Each Covered Person should:

  • be familiar with the laws and regulations generally applicable to the Company;

  • not knowingly misrepresent, or cause others to misrepresent, facts about the Company to others, whether within or outside the Company, including to the directors and auditors, whether internal or external, and to governmental regulators and self-regulatory organizations;

  • to the extent appropriate within his/her area of responsibility, consult with other officers and employees of the Company with the goal of promoting full, fair, accurate, timely and understandable disclosure in the reports and documents filed with, or submitted to, the SEC or other governmental authorities and in other public communications made by the Company; and

  • promote compliance with the standards and restrictions imposed by applicable laws, rules and regulations. 

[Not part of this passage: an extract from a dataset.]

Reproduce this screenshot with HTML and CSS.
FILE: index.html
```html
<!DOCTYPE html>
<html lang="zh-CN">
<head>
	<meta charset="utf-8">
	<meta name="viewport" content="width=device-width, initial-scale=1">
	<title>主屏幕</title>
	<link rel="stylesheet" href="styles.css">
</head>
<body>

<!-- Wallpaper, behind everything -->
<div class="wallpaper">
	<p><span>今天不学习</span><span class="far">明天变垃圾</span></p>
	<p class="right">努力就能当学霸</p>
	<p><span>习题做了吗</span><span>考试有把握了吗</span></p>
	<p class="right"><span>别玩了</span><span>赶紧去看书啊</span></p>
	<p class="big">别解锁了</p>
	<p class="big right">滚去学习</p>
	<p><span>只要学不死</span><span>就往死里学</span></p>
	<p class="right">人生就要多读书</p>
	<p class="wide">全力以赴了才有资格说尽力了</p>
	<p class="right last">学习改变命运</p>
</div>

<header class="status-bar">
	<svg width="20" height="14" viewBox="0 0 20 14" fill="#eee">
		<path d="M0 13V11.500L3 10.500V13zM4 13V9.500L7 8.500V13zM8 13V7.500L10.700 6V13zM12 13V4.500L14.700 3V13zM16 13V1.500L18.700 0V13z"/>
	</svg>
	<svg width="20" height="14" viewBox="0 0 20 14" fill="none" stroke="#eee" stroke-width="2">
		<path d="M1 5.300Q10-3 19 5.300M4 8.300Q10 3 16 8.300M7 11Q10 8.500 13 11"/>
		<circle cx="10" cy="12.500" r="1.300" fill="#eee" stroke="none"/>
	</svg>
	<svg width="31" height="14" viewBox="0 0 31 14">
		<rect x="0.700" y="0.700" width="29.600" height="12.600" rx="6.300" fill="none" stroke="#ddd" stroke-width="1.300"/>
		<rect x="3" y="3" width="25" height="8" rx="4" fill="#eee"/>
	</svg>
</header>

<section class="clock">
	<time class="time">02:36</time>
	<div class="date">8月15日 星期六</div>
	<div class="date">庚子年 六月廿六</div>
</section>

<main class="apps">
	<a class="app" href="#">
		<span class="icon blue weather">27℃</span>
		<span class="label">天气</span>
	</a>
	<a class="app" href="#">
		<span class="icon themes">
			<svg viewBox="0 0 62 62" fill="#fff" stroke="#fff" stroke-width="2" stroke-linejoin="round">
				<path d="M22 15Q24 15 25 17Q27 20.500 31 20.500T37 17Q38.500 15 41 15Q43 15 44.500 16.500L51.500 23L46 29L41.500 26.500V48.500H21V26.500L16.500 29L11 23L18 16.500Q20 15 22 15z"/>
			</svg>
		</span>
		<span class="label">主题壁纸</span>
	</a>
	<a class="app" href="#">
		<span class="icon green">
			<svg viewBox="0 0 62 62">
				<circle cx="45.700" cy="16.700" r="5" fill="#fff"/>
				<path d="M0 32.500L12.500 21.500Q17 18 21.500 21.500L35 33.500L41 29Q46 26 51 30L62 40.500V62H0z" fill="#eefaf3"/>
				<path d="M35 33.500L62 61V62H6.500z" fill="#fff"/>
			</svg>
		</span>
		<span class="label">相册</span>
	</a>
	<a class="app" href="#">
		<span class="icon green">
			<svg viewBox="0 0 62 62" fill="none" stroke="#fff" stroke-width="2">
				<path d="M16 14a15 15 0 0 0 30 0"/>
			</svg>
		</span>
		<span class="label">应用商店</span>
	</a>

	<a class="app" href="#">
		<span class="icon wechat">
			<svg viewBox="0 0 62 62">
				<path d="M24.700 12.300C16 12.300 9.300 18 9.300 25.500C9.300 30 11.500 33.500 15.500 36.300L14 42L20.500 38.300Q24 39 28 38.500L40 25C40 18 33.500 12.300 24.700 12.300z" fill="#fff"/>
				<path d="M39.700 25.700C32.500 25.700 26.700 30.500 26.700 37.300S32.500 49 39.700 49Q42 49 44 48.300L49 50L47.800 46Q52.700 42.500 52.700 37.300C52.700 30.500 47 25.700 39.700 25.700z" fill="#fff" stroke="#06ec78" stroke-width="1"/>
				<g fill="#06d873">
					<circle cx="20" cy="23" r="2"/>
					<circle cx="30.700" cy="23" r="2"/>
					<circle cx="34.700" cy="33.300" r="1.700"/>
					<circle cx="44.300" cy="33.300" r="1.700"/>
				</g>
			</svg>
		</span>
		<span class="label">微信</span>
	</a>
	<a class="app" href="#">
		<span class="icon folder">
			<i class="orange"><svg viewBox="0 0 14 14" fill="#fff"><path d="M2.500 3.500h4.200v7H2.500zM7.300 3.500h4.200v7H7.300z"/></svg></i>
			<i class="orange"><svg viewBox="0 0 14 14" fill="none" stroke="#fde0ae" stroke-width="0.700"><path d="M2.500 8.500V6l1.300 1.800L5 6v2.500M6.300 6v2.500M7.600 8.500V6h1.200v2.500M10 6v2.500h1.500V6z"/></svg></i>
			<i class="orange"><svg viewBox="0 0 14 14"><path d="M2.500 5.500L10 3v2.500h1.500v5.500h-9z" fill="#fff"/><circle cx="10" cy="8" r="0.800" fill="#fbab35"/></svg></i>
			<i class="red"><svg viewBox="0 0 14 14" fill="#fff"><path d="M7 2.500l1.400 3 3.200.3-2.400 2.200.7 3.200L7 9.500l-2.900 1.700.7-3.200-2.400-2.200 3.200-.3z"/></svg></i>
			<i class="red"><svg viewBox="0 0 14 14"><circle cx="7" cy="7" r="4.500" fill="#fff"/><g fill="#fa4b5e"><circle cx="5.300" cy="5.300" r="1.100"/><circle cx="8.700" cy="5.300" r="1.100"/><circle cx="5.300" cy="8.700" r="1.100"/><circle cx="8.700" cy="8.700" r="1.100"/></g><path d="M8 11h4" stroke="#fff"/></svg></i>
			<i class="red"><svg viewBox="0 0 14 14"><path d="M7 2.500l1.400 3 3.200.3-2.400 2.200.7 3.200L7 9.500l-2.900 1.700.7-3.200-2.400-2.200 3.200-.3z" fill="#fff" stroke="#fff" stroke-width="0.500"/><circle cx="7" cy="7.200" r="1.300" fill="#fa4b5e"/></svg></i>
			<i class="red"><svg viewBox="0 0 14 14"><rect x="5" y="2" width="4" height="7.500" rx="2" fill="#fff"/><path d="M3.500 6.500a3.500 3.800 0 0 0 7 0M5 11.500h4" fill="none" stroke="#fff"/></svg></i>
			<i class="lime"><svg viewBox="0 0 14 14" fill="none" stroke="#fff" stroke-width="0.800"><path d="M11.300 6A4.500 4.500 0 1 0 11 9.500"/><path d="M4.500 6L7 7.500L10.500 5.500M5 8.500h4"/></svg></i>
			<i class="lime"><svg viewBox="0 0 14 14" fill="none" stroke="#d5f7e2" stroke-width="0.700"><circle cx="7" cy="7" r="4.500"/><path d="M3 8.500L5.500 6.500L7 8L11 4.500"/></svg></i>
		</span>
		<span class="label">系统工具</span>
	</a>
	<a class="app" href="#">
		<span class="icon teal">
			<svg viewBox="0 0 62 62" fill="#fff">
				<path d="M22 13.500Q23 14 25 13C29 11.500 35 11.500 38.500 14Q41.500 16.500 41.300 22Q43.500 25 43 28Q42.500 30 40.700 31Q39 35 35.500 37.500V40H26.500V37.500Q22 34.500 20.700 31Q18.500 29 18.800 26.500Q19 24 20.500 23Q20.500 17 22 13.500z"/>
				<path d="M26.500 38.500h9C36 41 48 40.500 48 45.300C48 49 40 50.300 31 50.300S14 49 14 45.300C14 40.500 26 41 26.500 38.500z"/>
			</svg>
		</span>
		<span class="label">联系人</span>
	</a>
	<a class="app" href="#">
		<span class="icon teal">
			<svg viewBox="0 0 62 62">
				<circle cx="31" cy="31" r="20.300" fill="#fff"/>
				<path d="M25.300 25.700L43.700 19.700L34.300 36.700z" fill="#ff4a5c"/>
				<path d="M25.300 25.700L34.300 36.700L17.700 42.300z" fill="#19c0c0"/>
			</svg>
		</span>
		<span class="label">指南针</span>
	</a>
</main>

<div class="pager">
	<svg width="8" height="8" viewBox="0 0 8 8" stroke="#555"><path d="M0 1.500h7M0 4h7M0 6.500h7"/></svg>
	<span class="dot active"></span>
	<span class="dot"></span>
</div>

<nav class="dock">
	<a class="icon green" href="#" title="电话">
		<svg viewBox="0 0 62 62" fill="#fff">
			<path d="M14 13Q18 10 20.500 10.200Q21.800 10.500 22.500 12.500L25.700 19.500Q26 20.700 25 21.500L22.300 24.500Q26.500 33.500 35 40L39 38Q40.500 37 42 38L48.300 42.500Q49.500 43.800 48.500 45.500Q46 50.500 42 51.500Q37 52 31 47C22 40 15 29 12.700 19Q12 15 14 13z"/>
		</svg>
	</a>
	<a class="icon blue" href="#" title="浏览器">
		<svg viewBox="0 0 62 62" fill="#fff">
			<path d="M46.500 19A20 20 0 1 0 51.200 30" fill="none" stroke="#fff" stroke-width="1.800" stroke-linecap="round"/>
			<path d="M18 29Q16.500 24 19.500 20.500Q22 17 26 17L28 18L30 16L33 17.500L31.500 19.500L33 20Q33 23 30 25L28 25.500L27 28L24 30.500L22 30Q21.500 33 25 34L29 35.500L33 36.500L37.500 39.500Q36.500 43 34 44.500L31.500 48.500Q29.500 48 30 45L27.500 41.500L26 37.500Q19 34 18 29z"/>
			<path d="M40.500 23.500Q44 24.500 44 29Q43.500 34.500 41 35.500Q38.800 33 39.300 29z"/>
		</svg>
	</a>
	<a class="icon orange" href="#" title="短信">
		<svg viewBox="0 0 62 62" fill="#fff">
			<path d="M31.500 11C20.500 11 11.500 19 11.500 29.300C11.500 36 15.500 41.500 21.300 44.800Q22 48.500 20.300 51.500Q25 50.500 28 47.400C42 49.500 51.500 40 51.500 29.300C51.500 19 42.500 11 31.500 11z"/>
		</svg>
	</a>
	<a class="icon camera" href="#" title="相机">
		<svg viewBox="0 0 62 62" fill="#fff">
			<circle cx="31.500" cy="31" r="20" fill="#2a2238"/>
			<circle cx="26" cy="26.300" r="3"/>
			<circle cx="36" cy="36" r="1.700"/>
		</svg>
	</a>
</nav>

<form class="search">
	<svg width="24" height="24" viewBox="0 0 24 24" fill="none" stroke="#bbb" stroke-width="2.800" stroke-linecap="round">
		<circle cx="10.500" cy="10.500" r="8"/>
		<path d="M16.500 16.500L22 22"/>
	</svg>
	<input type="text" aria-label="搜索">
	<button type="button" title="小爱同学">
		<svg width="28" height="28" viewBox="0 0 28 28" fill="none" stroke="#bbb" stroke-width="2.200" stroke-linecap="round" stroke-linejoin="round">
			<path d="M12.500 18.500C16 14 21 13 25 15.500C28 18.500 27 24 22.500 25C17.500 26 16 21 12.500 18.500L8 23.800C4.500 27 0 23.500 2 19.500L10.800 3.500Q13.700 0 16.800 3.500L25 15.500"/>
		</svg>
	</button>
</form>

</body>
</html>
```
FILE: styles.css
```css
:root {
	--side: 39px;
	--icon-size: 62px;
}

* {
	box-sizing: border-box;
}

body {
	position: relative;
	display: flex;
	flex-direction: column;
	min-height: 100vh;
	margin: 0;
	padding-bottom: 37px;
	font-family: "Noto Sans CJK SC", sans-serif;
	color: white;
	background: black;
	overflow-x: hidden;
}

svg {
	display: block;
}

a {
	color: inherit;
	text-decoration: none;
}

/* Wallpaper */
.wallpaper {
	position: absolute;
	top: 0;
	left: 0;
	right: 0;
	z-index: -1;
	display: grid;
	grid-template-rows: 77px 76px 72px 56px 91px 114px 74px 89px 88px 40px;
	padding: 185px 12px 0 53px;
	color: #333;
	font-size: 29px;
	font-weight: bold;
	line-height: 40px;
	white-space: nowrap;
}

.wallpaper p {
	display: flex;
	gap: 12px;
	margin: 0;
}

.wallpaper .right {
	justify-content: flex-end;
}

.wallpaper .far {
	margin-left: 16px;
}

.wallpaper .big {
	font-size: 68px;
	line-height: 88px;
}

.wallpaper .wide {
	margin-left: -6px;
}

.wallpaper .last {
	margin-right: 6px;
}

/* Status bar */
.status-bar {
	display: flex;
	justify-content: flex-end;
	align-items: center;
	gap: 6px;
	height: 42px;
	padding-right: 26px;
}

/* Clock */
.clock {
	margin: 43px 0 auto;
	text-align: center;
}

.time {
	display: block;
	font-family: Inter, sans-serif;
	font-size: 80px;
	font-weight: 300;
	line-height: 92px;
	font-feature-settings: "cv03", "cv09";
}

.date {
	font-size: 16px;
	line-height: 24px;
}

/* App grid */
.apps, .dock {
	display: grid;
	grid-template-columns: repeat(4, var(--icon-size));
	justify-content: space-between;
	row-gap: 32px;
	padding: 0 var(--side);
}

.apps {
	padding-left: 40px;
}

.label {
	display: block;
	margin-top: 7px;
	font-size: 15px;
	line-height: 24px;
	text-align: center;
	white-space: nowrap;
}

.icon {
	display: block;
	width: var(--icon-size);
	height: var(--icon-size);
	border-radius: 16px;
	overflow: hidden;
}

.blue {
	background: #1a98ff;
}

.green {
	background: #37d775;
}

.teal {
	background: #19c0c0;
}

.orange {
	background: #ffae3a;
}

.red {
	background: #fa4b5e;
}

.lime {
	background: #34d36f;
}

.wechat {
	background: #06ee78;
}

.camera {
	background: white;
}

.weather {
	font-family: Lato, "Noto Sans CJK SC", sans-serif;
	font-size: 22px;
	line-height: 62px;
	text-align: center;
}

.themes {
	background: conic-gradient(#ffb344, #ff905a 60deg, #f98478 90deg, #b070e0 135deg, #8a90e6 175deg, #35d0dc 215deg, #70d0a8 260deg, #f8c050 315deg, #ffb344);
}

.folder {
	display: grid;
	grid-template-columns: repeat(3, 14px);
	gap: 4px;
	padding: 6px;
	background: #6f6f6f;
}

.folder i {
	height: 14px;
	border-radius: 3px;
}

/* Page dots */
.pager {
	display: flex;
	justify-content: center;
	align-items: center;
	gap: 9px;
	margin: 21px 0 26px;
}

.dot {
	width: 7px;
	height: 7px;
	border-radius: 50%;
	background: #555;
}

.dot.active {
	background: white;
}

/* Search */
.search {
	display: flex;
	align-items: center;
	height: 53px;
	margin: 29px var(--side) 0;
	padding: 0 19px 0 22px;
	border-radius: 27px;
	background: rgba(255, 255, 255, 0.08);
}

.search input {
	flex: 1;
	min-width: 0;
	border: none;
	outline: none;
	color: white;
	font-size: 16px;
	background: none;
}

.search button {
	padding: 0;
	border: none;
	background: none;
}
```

Reporting and Accountability  


Each Covered Person must:

  • upon adoption of the Code (or after becoming a Covered Person), affirm in writing to the Board of Directors of the Company (the “Board”) that he/she has received, read, and understands the Code;

  • notify the Code Officer promptly if he/she knows of any violation of this Code; and

  • respond to the director and officer questionnaires circulated periodically in connection with the preparation of disclosure documents for the Company. 


The Code Officer shall maintain records of all activities related to this Code. 

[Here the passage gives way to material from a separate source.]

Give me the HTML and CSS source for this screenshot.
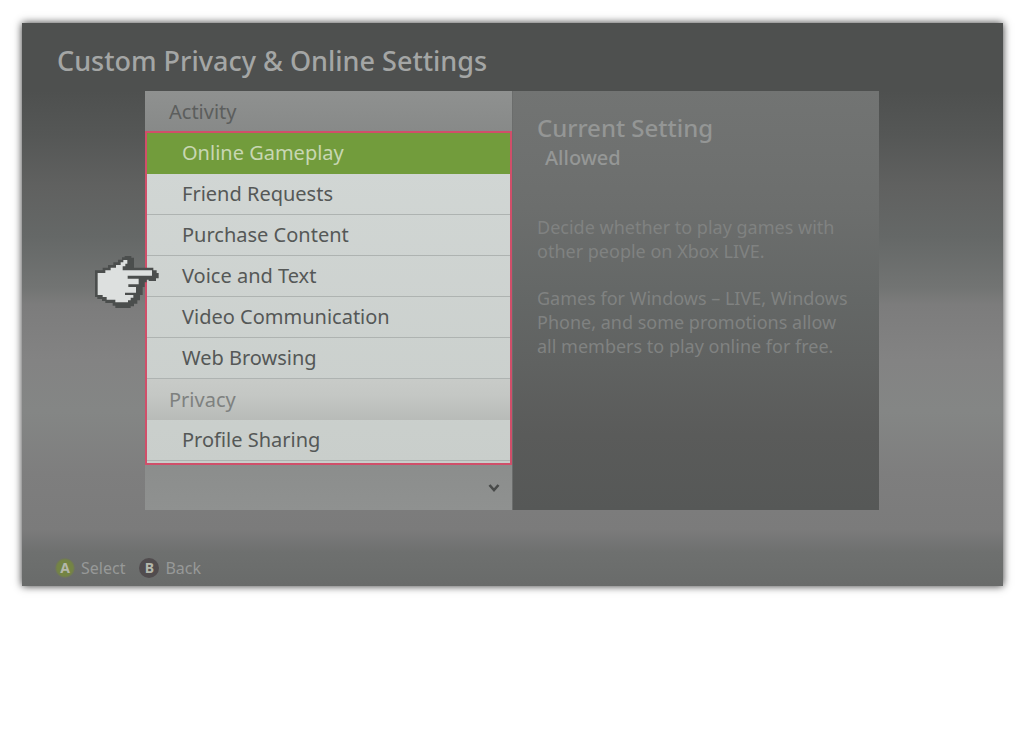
FILE: index.html
```html
<!DOCTYPE html>
<html lang="en">
<head>
  <meta charset="UTF-8" />
  <meta name="viewport" content="width=device-width, initial-scale=1.0"/>
  <title>Custom Privacy &amp; Online Settings</title>
  <link rel="stylesheet" href="styles.css">
</head>
<body>

<main class="screen">
  <h1>Custom Privacy &amp; Online Settings</h1>

  <div class="panels">
    <nav class="menu" aria-label="Settings">
      <h2 class="group">Activity</h2>
      <div class="highlight">
        <button type="button" class="item selected">Online Gameplay</button>
        <button type="button" class="item">Friend Requests</button>
        <button type="button" class="item">Purchase Content</button>
        <button type="button" class="item">Voice and Text</button>
        <button type="button" class="item">Video Communication</button>
        <button type="button" class="item">Web Browsing</button>
        <h2 class="group privacy">Privacy</h2>
        <button type="button" class="item">Profile Sharing</button>
      </div>
      <div class="more">
        <svg width="12" height="10" viewBox="0 0 12 10"><path d="M1.500 2L6 7L10.500 2" fill="none" stroke="#484a49" stroke-width="2.600"/></svg>
      </div>

      <!-- pointing hand -->
      <svg class="hand" viewBox="45 33 192 156">
        <path fill="#4b4e4d" d="M45 76H68V68H84V60H100V52H114V44H126V37H134V33H154V38H162V68H220V76H230V84H236V100H228V108H206V104H200V112H194V126H188V150H180V166H172V176H162V184H152V189H106V182H98V174H76V168H66V162H52V156H45Z"/>
        <path fill="#dde0df" d="M53 84H76V76H92V68H108V60H122V52H130V45H142V56H136V64H128V76H216V92H143V101H176V118H145V126H168V143H135V150H160V158H152V166H144V172H106V164H80V156H68V150H53Z"/>
      </svg>
    </nav>

    <section class="details">
      <h2>Current Setting</h2>
      <strong>Allowed</strong>
      <p>Decide whether to play games with<br>other people on Xbox LIVE.</p>
      <p>Games for Windows – LIVE, Windows<br>Phone, and some promotions allow<br>all members to play online for free.</p>
    </section>
  </div>

  <footer>
    <button type="button" class="action"><span class="pad a">A</span>Select</button>
    <button type="button" class="action"><span class="pad b">B</span>Back</button>
  </footer>
</main>

</body>
</html>
```
FILE: styles.css
```css
* {
  box-sizing: border-box;
}
body {
  margin: 0;
  min-height: 100vh;
  padding: 23px 21px 20px 22px;
  background: #fff;
  font-family: "Noto Sans", "Open Sans", sans-serif;
}
h1, h2, p {
  margin: 0;
  font-weight: 500;
}
button {
  border: none;
  background: none;
  font: inherit;
  cursor: pointer;
}
.screen {
  padding: 20px 0 6px;
  background: linear-gradient(#4e504f 0%, #4e504f 12%, #555756 20%, #606160 29%, #656867 38%, #727473 47%, #7c7c7c 50%, #838383 60%, #848685 69%, #7e7e7e 80%, #7b7b7b 90%, #6e706f 94%, #696b6a 100%);
  box-shadow: 0 0 8px rgba(0, 0, 0, 0.8);
}
h1 {
  padding-left: 35px;
  font-size: 27px;
  line-height: 36px;
  color: #a4a6a5;
}
.panels {
  display: grid;
  grid-template-columns: 1fr 1fr;
  margin: 12px 124px 0 123px;
}
.menu {
  position: relative;
  background: linear-gradient(#8f9190 0%, #878988 10%, #8b8d8c 88%, #8f9190 100%);
}
.group {
  height: 40px;
  padding-left: 24px;
  font-size: 20px;
  line-height: 42px;
  font-weight: 400;
  color: #5c5e5d;
}
.highlight {
  display: flex;
  flex-direction: column;
  padding-bottom: 2px;
  border: 2px solid #d04f6a;
  background: linear-gradient(#d2d7d5, #c9cecb);
}
.item {
  height: 41px;
  padding: 0 0 0 35px;
  border-bottom: 1px solid #aeb3b1;
  font-size: 20px;
  line-height: 40px;
  text-align: left;
  color: #555857;
}
.item.selected {
  border-color: #729c3c;
  background: #729c3c;
  color: #c8d7b3;
}
.privacy {
  height: 41px;
  padding-left: 22px;
  background: linear-gradient(#c8cbc8, #c4c7c4 40%, #b8bbb8);
  color: #7e817f;
}
.more {
  display: flex;
  justify-content: flex-end;
  align-items: center;
  height: 45px;
  padding-right: 12px;
}
.hand {
  position: absolute;
  top: 165px;
  left: -50px;
  width: 64px;
  height: 52px;
}
.details {
  padding: 20px 24px 0;
  border-left: 1px solid #6b6d6c;
  background: linear-gradient(#727473 0%, #6c6e6d 28%, #646766 50%, #606261 65%, #5a5b5a 82%, #565857 100%);
  color: #808281;
}
.details h2 {
  font-size: 24px;
  line-height: 34px;
  color: #949695;
}
.details strong {
  display: block;
  padding-left: 8px;
  margin-bottom: 44px;
  font-size: 20px;
  line-height: 26px;
  font-weight: 500;
  color: #959796;
}
.details p {
  margin-bottom: 23px;
  font-size: 18px;
  line-height: 24px;
  font-weight: 400;
  white-space: nowrap;
}
footer {
  display: flex;
  gap: 14px;
  padding: 46px 0 0 33px;
}
.action {
  display: flex;
  align-items: center;
  gap: 6px;
  padding: 0;
  font-size: 16px;
  line-height: 24px;
  color: #979998;
}
.pad {
  width: 20px;
  height: 20px;
  border-radius: 50%;
  font-size: 14px;
  line-height: 20px;
  font-weight: 700;
  text-align: center;
  color: #b4b8ac;
}
.a {
  background: radial-gradient(circle, #748444 55%, #6d7064 72%);
}
.b {
  background: #514c4e;
}
```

The Company will follow these procedures in investigating and enforcing this Code: 

  • The Code Officer will take all appropriate action to investigate any potential violations reported to him/her;

  • If, after such investigation, the Code Officer believes that no violation has occurred, no further action is required;

  • Any matter that the Code Officer believes is a violation will be reported to the Audit Committee;

  • If the Audit Committee concurs that a violation has occurred, it will inform and make a recommendation to the Board, which will consider appropriate action, which may include review of, and appropriate modifications to, applicable policies and procedures; notification to the Chief Executive Officer; or a recommendation to dismiss the Covered Person;

  • The Audit Committee will be responsible for approving waivers in its sole discretion; and

  • Any changes to or waivers of this Code will, to the extent required, be disclosed as provided by SEC rules. 


Other Procedures  


This Code shall be the sole code of ethics adopted by the Company for the purposes of Section 406 of the Sarbanes-Oxley Act and the rules and forms applicable to companies subject to the reporting requirements of Section 13(a) or 15(d) of the Exchange Act of 1934 thereunder. Insofar as other polices or procedures govern or purport to govern the behavior or activities of the Covered Persons who are subject to this Code, they are superseded by this Code to the extent that they overlap or conflict with the provisions of this Code. 




Any amendment to this Code must be approved or ratified by the Board. 




All reports and records prepared or maintained pursuant to this Code will be considered confidential and shall be maintained and protected accordingly. Except as otherwise required by law or this Code, such matters shall not be disclosed to anyone other than the Board, the Covered Persons, the Code Officer, outside audit firms and legal counsel.